Emacs: turning parsed XML/HTML nodes back into text (encoding/printing/writing it out)

TL;DR you might want shr-dom-print.


I wanted to write this down because it's kind of non-obvious.

To parse XML / HTML text into nodes, there are libxml-parse-xml-region and libxml-parse-html-region functions which return nodes that can be manipulated with, say, functions from dom.el. But after you got the right parse tree and want to write it out back into a text with XML tags, neither xml.c nor xml.el offer an option for that.

xml.el has an xml-print function, but it seems to expect a parse tree that strictly follows XML (and fails on text nodes, for instance). This may be no fault of xml.el (my need is more with processing loose XML-ish text; so, basically, SGML).

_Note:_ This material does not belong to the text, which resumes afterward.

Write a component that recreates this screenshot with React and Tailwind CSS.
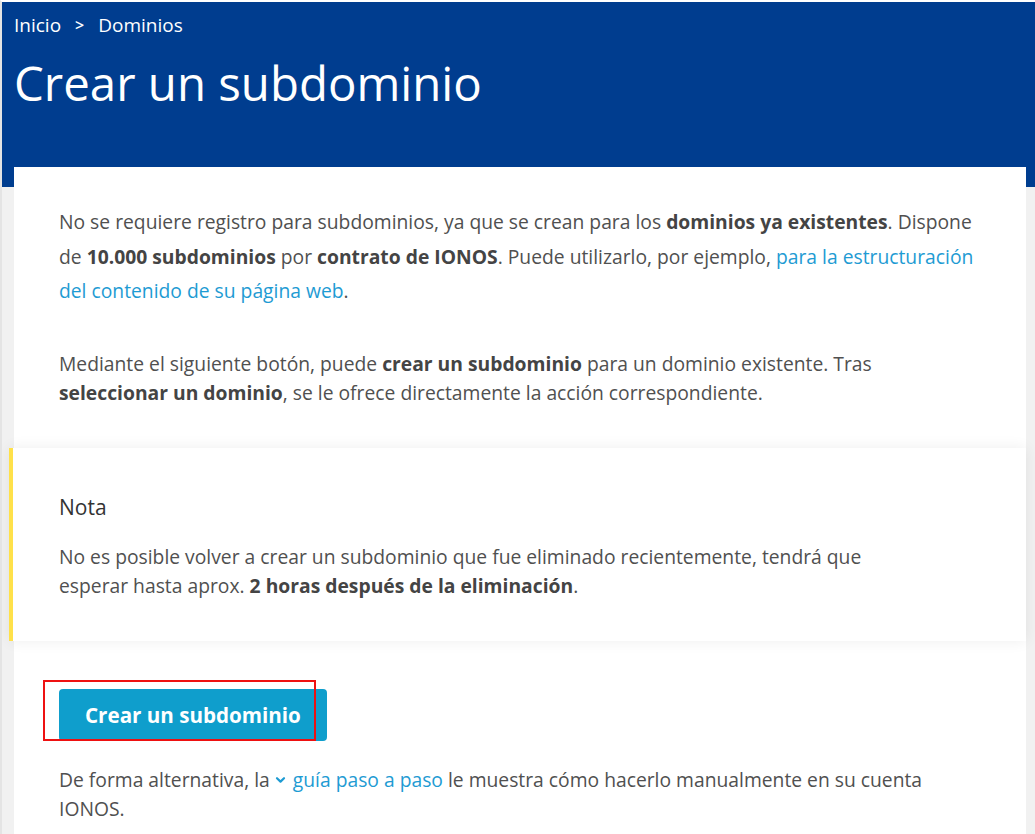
const font = { fontFamily: '"Open Sans", "Noto Sans", sans-serif' };

function Chevron() {
    return (
        <svg width="11" height="10" viewBox="0 0 11 10" className="inline-block mr-[7px] -mt-[2px]">
            <path d="M2 3.2 L5.5 6.6 L9 3.2" fill="none" stroke="#1e9bd3" strokeWidth="2.2" strokeLinecap="round" strokeLinejoin="round" />
        </svg>
    );
}

export default function App() {
    return (
        <div
            className="w-[1035px] h-[834px] overflow-hidden bg-[#f1f1f1] border-l-2 border-t-2 border-l-[#e4e4e4] border-t-white"
            style={font}
        >
            <div className="bg-[#003d8f] h-[185px] pl-[12px] text-white">
                <div className="flex items-center h-[46px] text-[19px]">
                    <span>Inicio</span>
                    <span className="mx-[14px] text-[16px] font-semibold">&gt;</span>
                    <span>Dominios</span>
                </div>
                <h1 className="text-[47.4px] leading-[60px] mt-[5px]">Crear un subdominio</h1>
            </div>

            <div className="relative -mt-[20px] ml-[12px] mr-[9px] bg-white pb-[60px]">
                <div className="px-[45px] pt-[38px] text-[19.3px] text-[#505050]">
                    <p className="leading-[34.5px]">
                        No se requiere registro para subdominios, ya que se crean para los{' '}
                        <strong className="text-[#444]">dominios ya existentes</strong>. Dispone de{' '}
                        <strong className="text-[#444]">10.000 subdominios</strong> por{' '}
                        <strong className="text-[#444]">contrato de IONOS</strong>. Puede utilizarlo, por ejemplo,{' '}
                        <a className="text-[#1e9bd3]">para la estructuración del contenido de su página web</a>.
                    </p>
                    <p className="leading-[29px] mt-[40px] max-w-[880px]">
                        Mediante el siguiente botón, puede <strong className="text-[#444]">crear un subdominio</strong> para un dominio existente. Tras<br />
                        <strong className="text-[#444]">seleccionar un dominio</strong>, se le ofrece directamente la acción correspondiente.
                    </p>
                </div>

                <div className="-ml-[5px] mt-[41px] bg-white border-l-4 border-[#ffe14a] shadow-[0_0_14px_rgba(0,0,0,0.07)] pl-[46px] pr-[40px] pt-[45px] pb-[41px]">
                    <h3 className="text-[21px] text-[#333] leading-[28px]">Nota</h3>
                    <p className="mt-[21px] text-[19.3px] leading-[29px] text-[#505050]">
                        No es posible volver a crear un subdominio que fue eliminado recientemente, tendrá que<br />
                        esperar hasta aprox. <strong className="text-[#444]">2 horas después de la eliminación</strong>.
                    </p>
                </div>

                <div className="px-[45px] mt-[48px]">
                    <div className="relative inline-block">
                        <button className="h-[52px] px-[26px] rounded-[4px] bg-[#0f9ecc] text-white text-[20.6px] font-bold leading-[52px]">
                            Crear un subdominio
                        </button>
                        <div className="absolute left-[-16px] top-[-9px] w-[273px] h-[61px] border-2 border-[#ee1111]" />
                    </div>
                    <p className="mt-[24px] text-[19.3px] leading-[29px] text-[#505050]">
                        De forma alternativa, la <Chevron />
                        <a className="text-[#1e9bd3]">guía paso a paso</a> le muestra cómo hacerlo manualmente en su cuenta IONOS.
                    </p>
                </div>
            </div>
        </div>
    );
}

The “parse tree → strings” action has a bunch of names, and in Elisp where everything is its own library it's not even consistent within the language:

  • json.el calls it json-encode,
  • json.c calls it json-serialize (on my system there's also undo-tree, projectile, markdown.el)
  • yaml.el calls it yaml-encode,
  • xml.el calls it xml-print,
  • for Elisp s-expressions there are print or prin1 (but you can also use format)

…so it's kind of hard to search for.

The function that best matched my uses was shr-dom-print, which takes a parse tree accepted by dom.el and writes its XML representation into the current buffer. To write/print/encode a parse tree into valid XML, maybe shr-dom-to-xml also helps.